# VIP 922 Overheating



## SButter1

Hi All:

My 1 month old 922 starting giving me 'blue screen' overheating warnings about 10 days ago. The error screen indicates the internal temp is 145 or so and recommends that the receiver be placed in a well ventilated cabinet and not to place anything on top of it. My 922 is in a wide open wall unit with plenty of clearance on all sides and top.

The overheating warning has now happened 4 times in the last 10 days. Each time I have either rebooted the receiver or unplugged the receiver for a minute to clear the problem. 

I called tech support after I rebooted the receiver to clear the latest overheating problem and good ole Angie (WX8) said she could not help because the error was not currently on the screen. So now I have to wait for another overheating episode and lose another day's worth of recording before they will respond to the error. 

So the word to the wise is, don't try to fix your 922 overheating problem yourself. Call tech support while the error message is on the screen and maybe they will be willing to help.

Every time I have to call Dish Support I wonder why I'm still a Dish customer after 11 years.

Aloha 

Butter


----------



## Stewart Vernon

Do you hear the fans running in the 922?

IF your temp is that high, I would think the noise of the fans trying to keep up would be loud...

If you aren't hearing that noise... then probably it is fan failure that is the culprit for the overheating.


----------



## P Smith

I would open the cover (it's just four screws on a back) and look inside - perhaps there dust, volcanic particles , or dead cockroaches and check what's with the fan and allow to cool down whole DVR to watch your programs without interrupting finally.


----------



## SButter1

Its interesting you mention fans.

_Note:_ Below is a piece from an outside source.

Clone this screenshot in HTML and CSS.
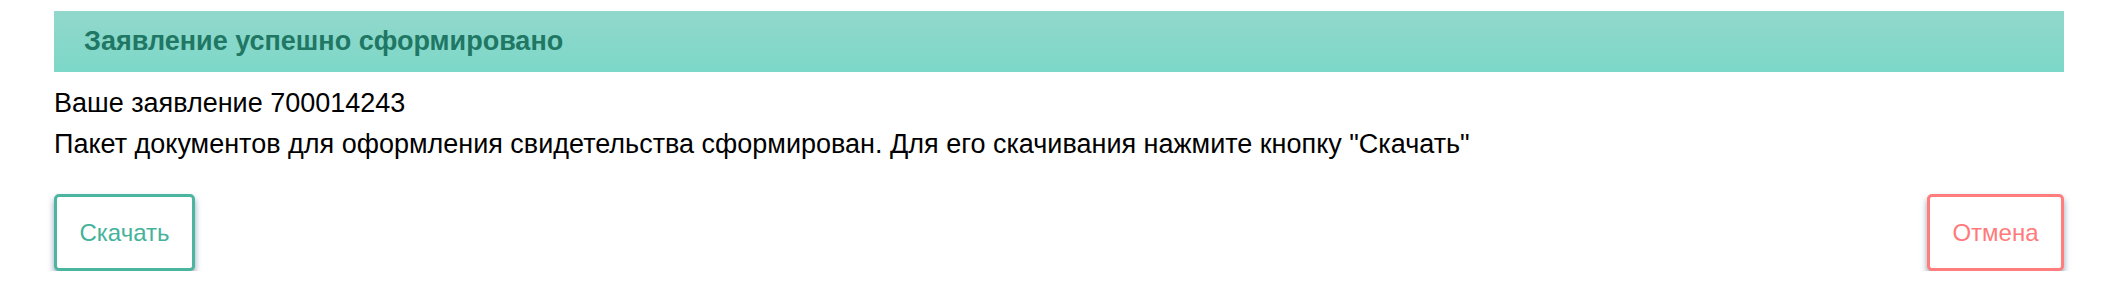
FILE: index.html
```html
<!DOCTYPE html>
<html>
	<head>
		<meta charset="utf-8">
		<title>Заявление</title>
		<link rel="stylesheet" href="styles.css">
	</head>
	<body>
		<div id="box">
			<!--заголовок-->
			<h3 class="title">Заявление успешно сформировано</h3>

			<p class="line">Ваше заявление 700014243</p>
			<p class="line">Пакет документов для оформления свидетельства сформирован. Для его скачивания нажмите кнопку "Скачать"</p>

			<!--кнопки-->
			<div class="buttons">
				<a href="#" class="btn download">Скачать</a>
				<a href="#" class="btn cancel">Отмена</a>
			</div>
		</div>
	</body>
</html>
```

FILE: styles.css
```css
* {
	margin: 0;
	padding: 0;
}

body {
	font-family: "Liberation Sans", Arial, sans-serif;
	background: #fff;
	color: #000;
}

#box {
	padding: 11px 56px 0 54px;
}

#box .title {
	height: 61px;
	line-height: 61px;
	padding-left: 30px;
	font-size: 27px;
	font-weight: bold;
	color: #1f7764;
	background: linear-gradient(#92d8cc, #7cd8c8);
}

#box .line {
	font-size: 27px;
	line-height: 30px;
	margin-top: 16px;
}

#box .line + .line {
	margin-top: 11px;
}

#box .buttons {
	display: flex;
	justify-content: space-between;
	margin-top: 35px;
}

#box .btn {
	display: flex;
	align-items: center;
	justify-content: center;
	height: 77px;
	box-sizing: border-box;
	border: 3px solid;
	border-radius: 5px;
	background: #fff;
	font-size: 24px;
	text-decoration: none;
	box-shadow: 0 4px 6px rgba(40, 70, 110, 0.5);
}

#box .download {
	width: 141px;
	color: #45b39b;
	border-color: #4cb5a0;
}

#box .cancel {
	width: 137px;
	color: #ff7b7b;
	border-color: #ff7d7d;
}
```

When the 922 was presenting the 'blue screen' overheating warning, I heard no fan noise. However as soon as I rebooted the receiver the fan turned on. Typically the blue screen comes back and I watch the temperture decrease from ~140 down to 125 over the course of several minutes. When the temp hits 125 the receiver resumes normal operation for a few days until it happens again.

I have not popped the cover to look, but the receiver is too new (1 month) to have accumulated too many **** roaches or volcanic dust.

Aloha

Butter


----------



## P Smith

SButter1 said:


> Its interesting you mention fans. When the 922 was presenting the 'blue screen' overheating warning, I heard no fan noise. However as soon as I rebooted the receiver the fan turned on. Typically the blue screen comes back and I watch the temperture decrease from ~140 down to 125 over the course of several minutes. When the temp hits 125 the receiver resumes normal operation for a few days until it happens again.
> 
> *I have not popped the cover to look, but the receiver is too new (1 month) to have accumulated too many **** roaches or volcanic dust.*
> 
> Aloha
> 
> Butter


You 're right - it's too new for that if you got it month ago.

Then you can use flashlight and look into vents at right side - check if the fan slowly rotating during that blue screen warning or it stay.


----------



## SButter1

Update - 9 days later I came home from work to find another Blue screen overheating warning. Error 355. This time I called support before rebooting. After explaining my situation to 3 different support reps, the 3rd one finally decided to send me a replacement receiver. Dish tried to charge me a $20 shipping charge for the replacement. The rep waived the shipping charge after I complained I had the received less than 90 days and the receiver was certainly under warranty.

The fan was clearly off until I rebooted the receiver at which point the fan and receiver resumed normal operation. I can only hope I have a problem unique to this receiver and it does nor reoccur in the replacement.


----------